Une conférence comme celle qui doit se tenir l’an prochain sur le climat à Paris, ça a quand même du sens, selon vous ?
Bien sûr. Si j’ai décidé de me balader avec mon film partout et d’encourager les gens, c’est parce que je veux vraiment que ça bouge. Il faut qu’on fasse pression pour que cette conférence ne reproduise pas ce qui s’est passé à Copenhague (en 2009, ndlr). On va vers l’effondrement s’il se passe rien, sérieusement et rapidement. Ce qui se prépare est terrible. Et pas dans trois mille ans. Même moi qui ai 54 ans, si je vis encore vingt ou trente ans, je vais le voir, mes enfants vont le voir. Il faut des accord internationaux. Il faut un signal politique international qui dise : « Arrêtons ! ».
OGM, agroécologie, changement climatique, à chaque fois, on a l’impression que, quand vous vous saisissez d’un sujet, vous lisez tout sur tout…
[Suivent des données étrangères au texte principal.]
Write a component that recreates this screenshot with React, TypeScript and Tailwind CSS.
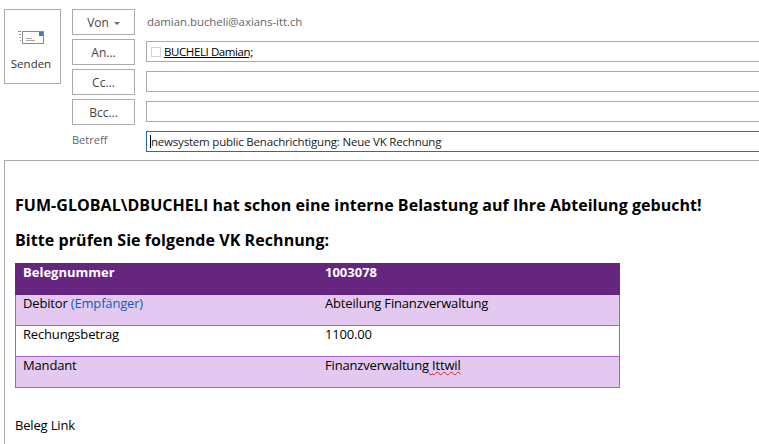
function SendIcon() {
  return (
    <svg width="28" height="15" viewBox="0 0 28 15" fill="none">
      <path d="M1 1.5h3M2 4.5h2M3 7.5h1M3 10.5h1" stroke="#8a8a8a" />
      <rect x="5.5" y="1.5" width="21" height="12" fill="#fff" stroke="#8a8a8a" />
      <path d="M9 10.5h9M9 8.5h6" stroke="#a6a6a6" />
      <rect x="22" y="2" width="4" height="4" fill="#3f7cbf" />
    </svg>
  );
}

function FieldButton({ label, caret }: { label: string; caret?: boolean }) {
  return (
    <div className="w-[63px] h-[26px] border border-[#ababab] flex items-center justify-center gap-[5px] pt-[1px] text-[12px] text-[#444]">
      <span>{label}</span>
      {caret && <span className="w-0 h-0 border-x-[3px] border-x-transparent border-t-[3px] border-t-[#666] mt-[1px]" />}
    </div>
  );
}

const rows = [
  { label: 'Debitor', extra: '(Empfänger)', value: 'Abteilung Finanzverwaltung', shaded: true },
  { label: 'Rechungsbetrag', value: '1100.00', shaded: false },
  { label: 'Mandant', value: 'Finanzverwaltung', typo: 'Ittwil', shaded: true },
];

export default function App() {
  return (
    <div className="w-[759px] h-[444px] overflow-hidden bg-white text-black font-['Open_Sans','Noto_Sans',sans-serif]">
      {/* Header */}
      <div className="flex pt-[9px] pl-[4px] h-[160px]">
        <div className="w-[57px] h-[75px] border border-[#ababab] flex flex-col items-center pt-[20px] pr-[3px] mr-[11px]">
          <SendIcon />
          <span className="text-[11.5px] text-[#333] mt-[11px] leading-[16px]">Senden</span>
        </div>
        <div className="flex flex-col gap-[4px] mr-[11px]">
          <FieldButton label="Von" caret />
          <FieldButton label="An..." />
          <FieldButton label="Cc..." />
          <FieldButton label="Bcc..." />
          <span className="text-[11px] leading-[16px] text-[#666] mt-[3px]">Betreff</span>
        </div>
        <div className="flex-1 flex flex-col">
          <div className="h-[32px] pb-[6px] flex items-center pl-px text-[11.5px] tracking-[-0.07px] text-[#666]">damian.bucheli@axians-itt.ch</div>
          <div className="h-[21px] border border-r-0 border-[#ababab] flex items-center pl-[4px] text-[11.5px]">
            <span className="w-[10px] h-[10px] border border-[#d4d4d4] mr-[3px]" />
            <span className="underline tracking-[-0.4px]">BUCHELI Damian;</span>
          </div>
          <div className="h-[21px] border border-r-0 border-[#ababab] mt-[9px]" />
          <div className="h-[21px] border border-r-0 border-[#ababab] mt-[9px]" />
          <div className="h-[21px] border border-r-0 border-[#1f6fb5] mt-[9px] flex items-center pl-[3px] text-[11.5px] tracking-[-0.2px] text-[#222]">
            <span className="w-px h-[13px] bg-black" />
            newsystem public Benachrichtigung: Neue VK Rechnung
          </div>
        </div>
      </div>

      {/* Body */}
      <div className="ml-[4px] h-[284px] border-t border-l border-[#ababab] pl-[10px] pt-[33px]">
        <h1 className="text-[16px] leading-[22px] font-bold tracking-[0.05px]">FUM-GLOBAL\DBUCHELI hat schon eine interne Belastung auf Ihre Abteilung gebucht!</h1>
        <h2 className="text-[16px] leading-[22px] font-bold tracking-[0.07px] mt-[13px]">Bitte prüfen Sie folgende VK Rechnung:</h2>
        <div className="w-[605px] mt-[12px] border-x border-b border-[#a95fd0] text-[13px] leading-[17px] tracking-[-0.17px]">
          <div className="-mx-px h-[32px] bg-[#66257f] text-white font-bold tracking-normal flex pt-[1px]">
            <span className="w-[302px] pl-[8px]">Belegnummer</span>
            <span className="pl-[8px]">1003078</span>
          </div>
          {rows.map((row, i) => (
            <div
              key={row.label}
              className={`flex ${row.shaded ? 'bg-[#e3c9f0]' : 'bg-white'} ${i < rows.length - 1 ? 'h-[31px] border-b border-[#a95fd0]' : 'h-[30px]'}`}
            >
              <span className="w-[301px] pl-[7px]">
                {row.label}
                {row.extra && <span className="text-[#0f5cc0]"> {row.extra}</span>}
              </span>
              <span className="pl-[8px]">
                {row.value}
                {row.typo && (
                  <span className="underline decoration-wavy decoration-[#e02020] decoration-1"> {row.typo}</span>
                )}
              </span>
            </div>
          ))}
        </div>
        <p className="text-[13px] leading-[17px] mt-[29px] tracking-[-0.17px]">Beleg Link</p>
      </div>
    </div>
  );
}
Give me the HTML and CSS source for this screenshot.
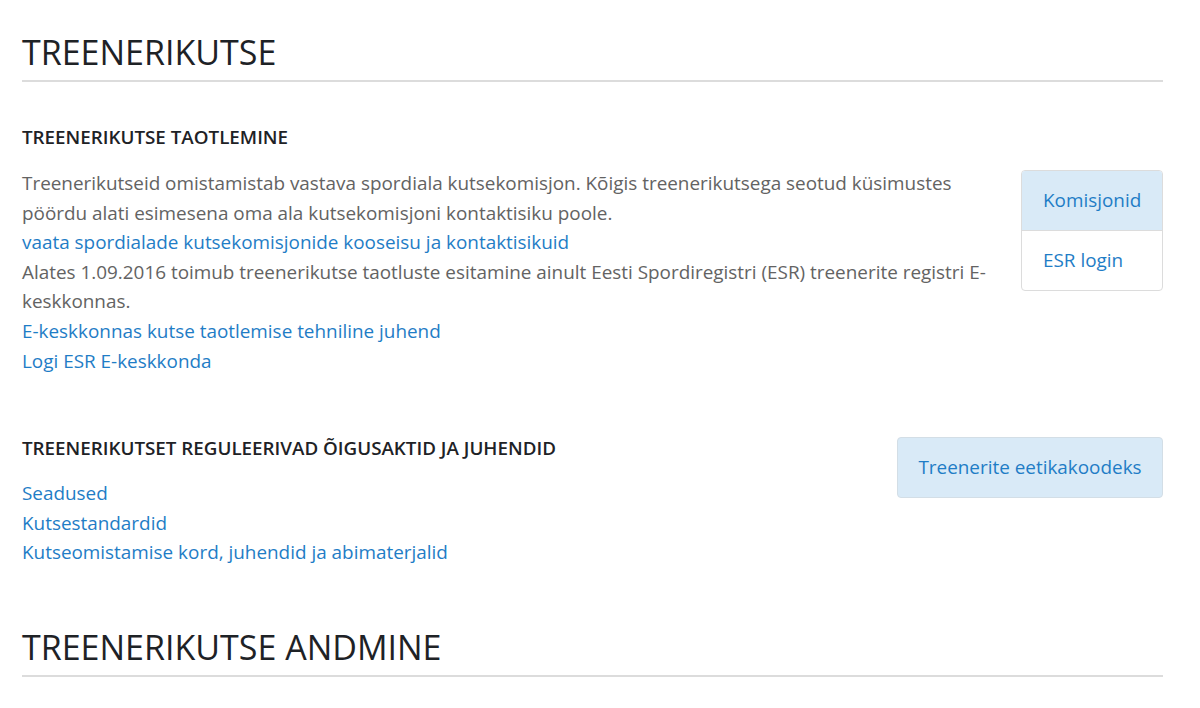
FILE: index.html
```html
<!DOCTYPE html>
<html>
<head>
    <meta charset="utf-8">
    <title>Treenerikutse</title>
    <link rel="stylesheet" href="styles.css">
</head>
<body>
    <div class="page">
        <h1 class="page-title">TREENERIKUTSE</h1>

        <div class="block block-first">
            <div class="block-main">
                <h3 class="block-title">TREENERIKUTSE TAOTLEMINE</h3>
                <div class="block-text">
                    Treenerikutseid omistamistab vastava spordiala kutsekomisjon. Kõigis treenerikutsega seotud küsimustes pöördu alati esimesena oma ala kutsekomisjoni kontaktisiku poole.<br>
                    <a href="#">vaata spordialade kutsekomisjonide kooseisu ja kontaktisikuid</a><br>
                    Alates 1.09.2016 toimub treenerikutse taotluste esitamine ainult Eesti Spordiregistri (ESR) treenerite registri E-keskkonnas.<br>
                    <a href="#">E-keskkonnas kutse taotlemise tehniline juhend</a><br>
                    <a href="#">Logi ESR E-keskkonda</a>
                </div>
            </div>
            <div class="side-menu">
                <a href="#" class="side-item active">Komisjonid</a>
                <a href="#" class="side-item">ESR login</a>
            </div>
        </div>

        <div class="block block-second">
            <div class="block-main">
                <h3 class="block-title">TREENERIKUTSET REGULEERIVAD ÕIGUSAKTID JA JUHENDID</h3>
                <div class="block-text">
                    <a href="#">Seadused</a><br>
                    <a href="#">Kutsestandardid</a><br>
                    <a href="#">Kutseomistamise kord, juhendid ja abimaterjalid</a>
                </div>
            </div>
            <a href="#" class="side-button">Treenerite eetikakoodeks</a>
        </div>

        <h1 class="page-title page-title-second">TREENERIKUTSE ANDMINE</h1>
    </div>
</body>
</html>
```

FILE: styles.css
```css
body{
    margin:0;
    background:#fff;
    font-family:"Open Sans", "Noto Sans", sans-serif;
    font-size:18.9px;
    color:#636363;
}
a{
    color:#1f7dc6;
    text-decoration:none;
}
.page{
    width:1141px;
    margin-left:22px;
    padding-top:30px;
}
.page-title{
    margin:0;
    font-size:34px;
    font-weight:400;
    line-height:44px;
    color:#1e2226;
    padding-bottom:6px;
    border-bottom:2px solid #dcdcdc;
}
.page-title-second{
    margin-top:57px;
}
.block{
    display:flex;
    justify-content:space-between;
    align-items:flex-start;
}
.block-first{
    margin-top:44px;
}
.block-second{
    margin-top:61px;
}
.block-main{
    flex:1;
}
.block-title{
    margin:0;
    font-size:18.8px;
    font-weight:600;
    line-height:22px;
    color:#1e2226;
}
.block-text{
    line-height:29.6px;
}
.block-first .block-main{
    max-width:970px;
}
.block-first .block-text{
    margin-top:21px;
}
.block-second .block-text{
    margin-top:20px;
}
.side-menu{
    width:140px;
    margin-top:44px;
    border:1px solid #dcdcdc;
    border-radius:4px;
    overflow:hidden;
}
.side-item{
    display:block;
    height:59px;
    line-height:59px;
    padding-left:21px;
}
.side-item + .side-item{
    border-top:1px solid #dcdcdc;
}
.side-item.active{
    background:#d9eaf7;
}
.side-button{
    display:block;
    width:264px;
    height:59px;
    line-height:59px;
    text-align:center;
    background:#d9eaf7;
    border:1px solid #d3dee6;
    border-radius:4px;
}
```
C’est mon rôle de journaliste. C’est comme ça que je le vois. Je suis une passeuse, moi. Pour me faire un avis sur le changement climatique, il faut que je lise 200 ou 300 études, sinon je n’ai pas d’avis sur la question. Si Albert Londres était là aujourd’hui et voyait comment l’humanité a été capable de transformer la délicate chimie de l’atmosphère, de l’océan, il dirait : « La plume dans la plaie, oui, mais maintenant, il faut surtout montrer comment faire autrement ». Dénoncer, ce n’est plus suffisant. Il nous incombe à nous, journalistes – n’oubliez pas qu’on est le quatrième pouvoir –, de faire en sorte qu’on n’aille pas vers l’effondrement. Quand j’ai commencé il y a trente ans, je voulais changer le monde, mais je pensais que ce serait pour dans trois mille ans. Jamais je n’aurais imaginé que ce serait pour mes enfants. Jamais.